Remember you're calculating the filter on a half-bridge load so load impedance is half the actual full-bridge load.
Pyramid
catching up for a few pages of posts and am just noting my Pyramid PSU is noisy too . It is in the basement for my V-DAC next to the treadmill ( and HVAC unit ) so not a great location.
I moved it in to my workshop to troubleshoot a Sure TPA3110 board and noticed the hum from the Pyramid .
At the Rat Shack liquidation I recently picked up the RS version of the 13.8 volt 3 amp PSU and switched to it . No noise at all
catching up for a few pages of posts and am just noting my Pyramid PSU is noisy too . It is in the basement for my V-DAC next to the treadmill ( and HVAC unit ) so not a great location.
I moved it in to my workshop to troubleshoot a Sure TPA3110 board and noticed the hum from the Pyramid .
At the Rat Shack liquidation I recently picked up the RS version of the 13.8 volt 3 amp PSU and switched to it . No noise at all
My silly mistake this morning in adding the snubber to the circuit. Here is the same circuits with the load value halved.
You notice that besides from the obvious amplitude difference that the previous image with peaking have better phase response at half the Fc due to a steeper phase degree angle crossover than the optimal filter. This was the lesson that we learned from SLOA119B that moderate peaking on the output filter can have a positive effect.
So no peaking is preferred but with a shallow curve phase (dotted) line to improve the phase angle/response, such as example by gmarsh earlier?

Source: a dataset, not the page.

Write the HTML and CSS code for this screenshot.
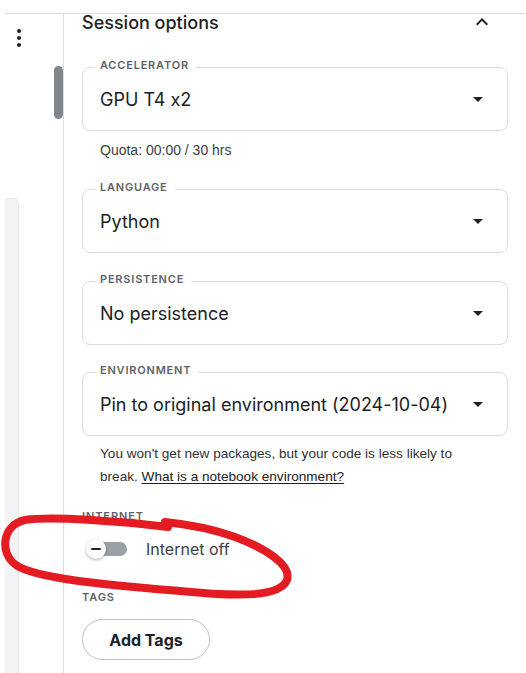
FILE: index.html
```html
<!DOCTYPE html>
<html lang="en">
<head>
<meta charset="utf-8">
<title>Session options</title>
<link rel="stylesheet" href="styles.css">
</head>
<body>
<div class="app">
  <aside class="rail">
    <svg class="kebab" width="8" height="20" viewBox="0 0 8 20" aria-hidden="true">
      <circle cx="4" cy="3" r="2"/>
      <circle cx="4" cy="10" r="2"/>
      <circle cx="4" cy="17" r="2"/>
    </svg>
    <div class="thumb"></div>
    <div class="side-panel"></div>
  </aside>

  <main class="main">
    <header class="head">
      <h2 class="title">Session options</h2>
      <svg class="chev" width="24" height="24" viewBox="0 0 24 24" aria-hidden="true"><path d="M12 8l-6 6 1.41 1.41L12 10.83l4.59 4.58L18 14z"/></svg>
    </header>

    <div class="field f-acc">
      <span class="label">ACCELERATOR</span>
      <span class="value">GPU T4 x2</span>
      <svg class="drop" width="24" height="24" viewBox="0 0 24 24" aria-hidden="true"><path d="M7 10l5 5 5-5z"/></svg>
    </div>
    <p class="quota">Quota: 00:00 / 30 hrs</p>

    <div class="field f-lang">
      <span class="label">LANGUAGE</span>
      <span class="value">Python</span>
      <svg class="drop" width="24" height="24" viewBox="0 0 24 24" aria-hidden="true"><path d="M7 10l5 5 5-5z"/></svg>
    </div>

    <div class="field f-pers">
      <span class="label">PERSISTENCE</span>
      <span class="value">No persistence</span>
      <svg class="drop" width="24" height="24" viewBox="0 0 24 24" aria-hidden="true"><path d="M7 10l5 5 5-5z"/></svg>
    </div>

    <div class="field f-env">
      <span class="label">ENVIRONMENT</span>
      <span class="value">Pin to original environment (2024-10-04)</span>
      <svg class="drop" width="24" height="24" viewBox="0 0 24 24" aria-hidden="true"><path d="M7 10l5 5 5-5z"/></svg>
    </div>
    <p class="helper">You won't get new packages, but your code is less likely to break. <a href="#">What is a notebook environment?</a></p>

    <div class="section-label l-internet">INTERNET</div>
    <div class="toggle-row">
      <div class="switch">
        <span class="track"></span>
        <span class="knob"><span class="minus"></span></span>
      </div>
      <span class="toggle-text">Internet off</span>
    </div>

    <div class="section-label l-tags">TAGS</div>
    <button class="btn" type="button">Add Tags</button>
  </main>
</div>

<svg class="annot" width="526" height="673" viewBox="0 0 526 673" aria-hidden="true">
  <path d="M168 527 C120 521, 50 516, 25 520 C2 525, -1 553, 16 565 C36 579, 110 585, 180 591 C240 597, 280 597, 287 580 C292 565, 265 548, 235 537 C210 528, 185 524, 165 522" />
</svg>
</body>
</html>
```

FILE: styles.css
```css
html, body {
  margin: 0;
  padding: 0;
  background: #ffffff;
  overflow: hidden;
}

body {
  font-family: Inter, "Noto Sans", sans-serif;
  font-feature-settings: "calt" 0;
  color: #202124;
}

.app {
  margin: 13px 0 0 5px;
  border-top: 1px solid #dadce0;
  display: flex;
  height: 659px;
}

/* left rail */
.rail {
  width: 58px;
  flex: none;
  display: flex;
  flex-direction: column;
}

.kebab {
  margin: 14px 0 0 10px;
  fill: #202124;
  display: block;
}

.thumb {
  align-self: flex-end;
  width: 9px;
  height: 53px;
  margin-top: 18px;
  border-radius: 5px;
  background: #80868b;
}

.side-panel {
  width: 13px;
  flex: 1;
  margin-top: 79px;
  background: #f1f3f4;
  border-right: 1px solid #e3e5e8;
  border-top: 1px solid #e8eaed;
  border-top-right-radius: 6px;
}

/* main column */
.main {
  flex: 1;
  border-left: 1px solid #dadce0;
  padding: 0 18px;
  display: flex;
  flex-direction: column;
  align-items: flex-start;
}

.head {
  align-self: stretch;
  display: flex;
  align-items: center;
  justify-content: space-between;
  height: 18px;
}

.title {
  margin: 0;
  font-size: 18px;
  line-height: 18px;
  font-weight: 500;
  color: #202124;
}

.chev {
  fill: #202124;
  margin-right: 14px;
  margin-bottom: 3px;
}

.field {
  align-self: stretch;
  position: relative;
  box-sizing: border-box;
  height: 64px;
  border: 1px solid #dadce0;
  border-radius: 8px;
  display: flex;
  align-items: center;
  justify-content: space-between;
  padding: 0 17px 0 17px;
}

.f-acc { margin-top: 35px; }
.f-lang { margin-top: 29px; }
.f-pers { margin-top: 28px; }
.f-env { margin-top: 27px; }

.label {
  position: absolute;
  top: -9px;
  left: 12px;
  padding: 0 7px 0 5px;
  background: #ffffff;
  font-size: 11px;
  line-height: 12px;
  font-weight: 600;
  letter-spacing: 0.8px;
  color: #5f6368;
}

.value {
  font-size: 18px;
  font-weight: 400;
  color: #202124;
  white-space: nowrap;
  font-feature-settings: "calt" 0;
}

.drop {
  fill: #202124;
  flex: none;
}

.quota {
  margin: 9px 0 0 0;
  padding-left: 18px;
  font-family: "Liberation Sans", Arial, sans-serif;
  font-size: 14px;
  line-height: 20px;
  color: #3c4043;
}

.helper {
  margin: 6px 0 0 0;
  padding-left: 18px;
  max-width: 380px;
  font-family: "Liberation Sans", Arial, sans-serif;
  font-size: 13.6px;
  line-height: 23px;
  color: #303134;
}

.helper a {
  color: #202124;
  text-decoration: underline;
  text-underline-offset: 2px;
}

.section-label {
  font-size: 11px;
  line-height: 16px;
  font-weight: 600;
  letter-spacing: 0.9px;
  color: #5f6368;
}

.l-internet { margin-top: 20px; }
.l-tags { margin-top: 28px; }

.toggle-row {
  margin-top: 13px;
  height: 24px;
  display: flex;
  align-items: center;
  padding-left: 4px;
}

.switch {
  position: relative;
  width: 41px;
  height: 20px;
  flex: none;
}

.track {
  position: absolute;
  left: 8px;
  right: 0;
  top: 3px;
  height: 14px;
  border-radius: 7px;
  background: #9aa0a6;
}

.knob {
  position: absolute;
  left: 0;
  top: 0;
  width: 20px;
  height: 20px;
  border-radius: 50%;
  background: #ffffff;
  box-shadow: 0 1px 3px rgba(60, 64, 67, 0.45);
  display: flex;
  align-items: center;
  justify-content: center;
}

.minus {
  width: 10px;
  height: 2px;
  background: #202124;
  border-radius: 1px;
}

.toggle-text {
  margin-left: 19px;
  font-size: 16px;
  color: #3c4043;
}

.btn {
  margin-top: 14px;
  box-sizing: border-box;
  width: 128px;
  height: 41px;
  border: 1px solid #bdc1c6;
  border-radius: 21px;
  background: #ffffff;
  font-family: Inter, "Noto Sans", sans-serif;
  font-size: 16px;
  font-weight: 700;
  color: #202124;
  padding: 0;
}

/* hand-drawn annotation overlay */
.annot {
  position: absolute;
  left: 0;
  top: 0;
  pointer-events: none;
}

.annot path {
  fill: none;
  stroke: #e31c23;
  stroke-width: 8;
  stroke-linecap: round;
  stroke-linejoin: round;
}
```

What about raising the fc but breaking golden 1:10 ratio?
You mentioned the tpa3116 fs is minimum 400khz but optimum at 500k-600khz. What effect does raising fc to 50k-60k have on 400khz switching chip, obviously breaking the 1:10 golden ratio?
No. That's the opposite of what I wrote (or at least meant). What I wrote was that adding moderate peaking can have a positive effect due to having less phase degree change in the audio band. The filter obviously performs worse at the Fc (hence the peaking) but that's not really interesting since what matters is how it performs in the audio band and that attenuation at Fs isn't compromised at the same time.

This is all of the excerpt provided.